Thursday, 10 November 2016




We shall not sleep, though poppies grow …” (John McCrae, “In Flanders Fields”, 1915)

Each November, we pin bright red poppies to our lapels to remember the sacrifice of war veterans. Since tomorrow is Remembrance Day, I wanted to look at an example of commemoration in which visual art illustrates the magnitude of loss caused by war.

In summer 2014, one of my favourite historic sites, the Tower of London in England, unveiled a commemorative art project to pay tribute to war veterans. Coinciding with the centenary of Britain’s involvement in World War I, the Tower’s grassy moat was filled with ceramic poppies in a striking visual display. Titled Blood Swept Lands and Seas of Red, the installation was created by artists Paul Cummins and Tom Piper, and remained at the tower between July 17th and November 11th of that year. 

Tower of London moat with red ceramic poppies spilling out and onto the grass.
Blood Swept Lands and Seas of Red, the commemorative art installation at the Tower of London in 2014. Source.
Poppies were added progressively for the duration of the project, increasing in number to show the war’s growing death toll in a wave of red. After the installation was removed, each ceramic poppy was sold to raise money for six charities providing support for veterans.

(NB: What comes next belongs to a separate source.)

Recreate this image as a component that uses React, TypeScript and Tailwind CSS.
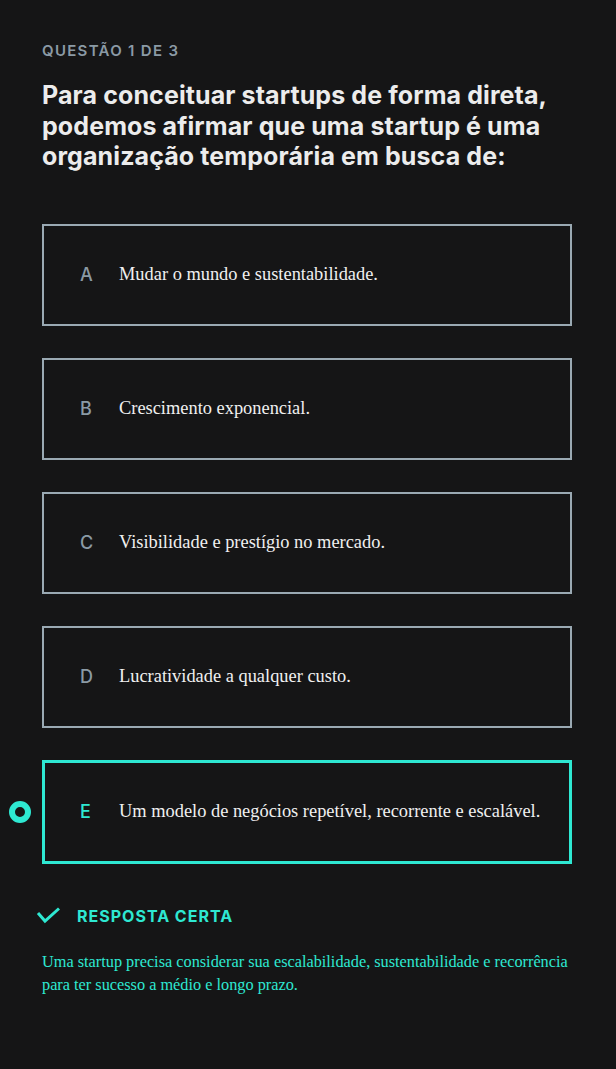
import React from "react";

const options = [
  { l: "A", t: "Mudar o mundo e sustentabilidade." },
  { l: "B", t: "Crescimento exponencial." },
  { l: "C", t: "Visibilidade e prestígio no mercado." },
  { l: "D", t: "Lucratividade a qualquer custo." },
  { l: "E", t: "Um modelo de negócios repetível, recorrente e escalável.", ok: true },
];

export default function App() {
  return (
    <div className="min-h-[1069px] bg-[#151516] pl-[42px] pr-[44px] pt-[41px]">
      <div className="font-['Inter',sans-serif] font-semibold text-[15px] leading-[20px] tracking-[1.3px] text-[#8b9aa5]">
        QUESTÃO 1 DE 3
      </div>
      <h1 className="mt-[19px] font-['Inter',sans-serif] font-bold text-[25px] leading-[30.5px] text-[#ececec] tracking-[0.1px]">
        Para conceituar startups de forma direta, podemos afirmar que uma startup é uma organização temporária em busca de:
      </h1>
      <div className="mt-[52px] flex flex-col gap-[32px]">
        {options.map((o) =>
          o.ok ? (
            <div
              key={o.l}
              className="relative flex h-[104px] items-center border-[3px] border-[#2ee8d2] pl-[35px]"
            >
              <span className="absolute left-[-36px] top-1/2 h-[22px] w-[22px] -translate-y-1/2 rounded-full border-[6px] border-[#2ee8d2]" />
              <span className="w-[39px] font-['Inter',sans-serif] text-[18px] font-medium text-[#2ee8d2]">{o.l}</span>
              <span className="font-['Liberation_Serif',serif] text-[18.4px] text-[#f0f0f0]">{o.t}</span>
            </div>
          ) : (
            <div
              key={o.l}
              className="flex h-[102px] items-center border-2 border-[#9aa9b3] pl-[36px]"
            >
              <span className="w-[39px] font-['Inter',sans-serif] text-[18px] font-medium text-[#8b9aa5]">{o.l}</span>
              <span className="font-['Liberation_Serif',serif] text-[18.4px] text-[#f0f0f0]">{o.t}</span>
            </div>
          )
        )}
      </div>
      <div className="mt-[42px] flex items-center h-[20px]">
        <svg width="25" height="17" viewBox="0 0 25 17" className="ml-[-6px]" fill="none">
          <polyline points="2,6 9,14 23,1.5" stroke="#2ee8d2" strokeWidth="3" />
        </svg>
        <span className="ml-[16px] font-['Inter',sans-serif] font-bold text-[16px] leading-[20px] tracking-[1px] text-[#2ee8d2]">
          RESPOSTA CERTA
        </span>
      </div>
      <p className="mt-[24px] font-['Liberation_Serif',serif] text-[16.3px] leading-[23px] text-[#2ee8d2]">
        Uma startup precisa considerar sua escalabilidade, sustentabilidade e recorrência para ter sucesso a médio e longo prazo.
      </p>
    </div>
  );
}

I was fascinated to see how the poppies illustrated the sheer number of casualties in the First World War alone. A total of 888,246 poppies were placed in the ground by volunteers and represented British and Colonial military fatalities in World War I. When you realize that such a sizable number of fatalities still only accounts for a portion of the lives lost in WWI, the installation puts the reality of the war into perspective. 

Ceramic poppies in the grassy moat of the Tower of London were sold after the project was finished.
In keeping with the poppy campaign's purpose of raising funds for veterans, all of the poppies were sold after the installation was removed from the Tower. Source. 
While I didn’t get to visit the Tower during the commemoration project, I had looked at a number of photographs at the time it was ongoing. An estimated five million people saw the memorial. Seeing this installation span the length of the Tower (which itself is located right on the River Thames in central London) is a testament to the visibility of the project and its accessibility to the public.

I’ve gone back to look at pictures of Blood Swept Lands and Seas of Red numerous times in the last two years – it captured my interest because of its visual impact and historical significance. The symbolism of the poppy brings the public commemoration of WWI to life and fosters shared and personal reflection.

Memorial crosses and poppies stuck in a gate outside the Tower's moat.
Memorial crosses and poppies outside the Tower of London. Public commemorations evoke remembrance and offer a space for personal or shared reflection. Source.
This commemoration of the WWI centenary made me reflect on the enormity of war and the reason we take time each November to reflect. Amidst our busy lives, it’s important to take a moment to look back on elements of our history. Visual commemorations in museums, heritage sites and public spaces offer a gathering place for communities to remember personal and shared experiences - lest we forget. 

Have you seen any visual commemorations that left an impression on you? How did they represent public memory?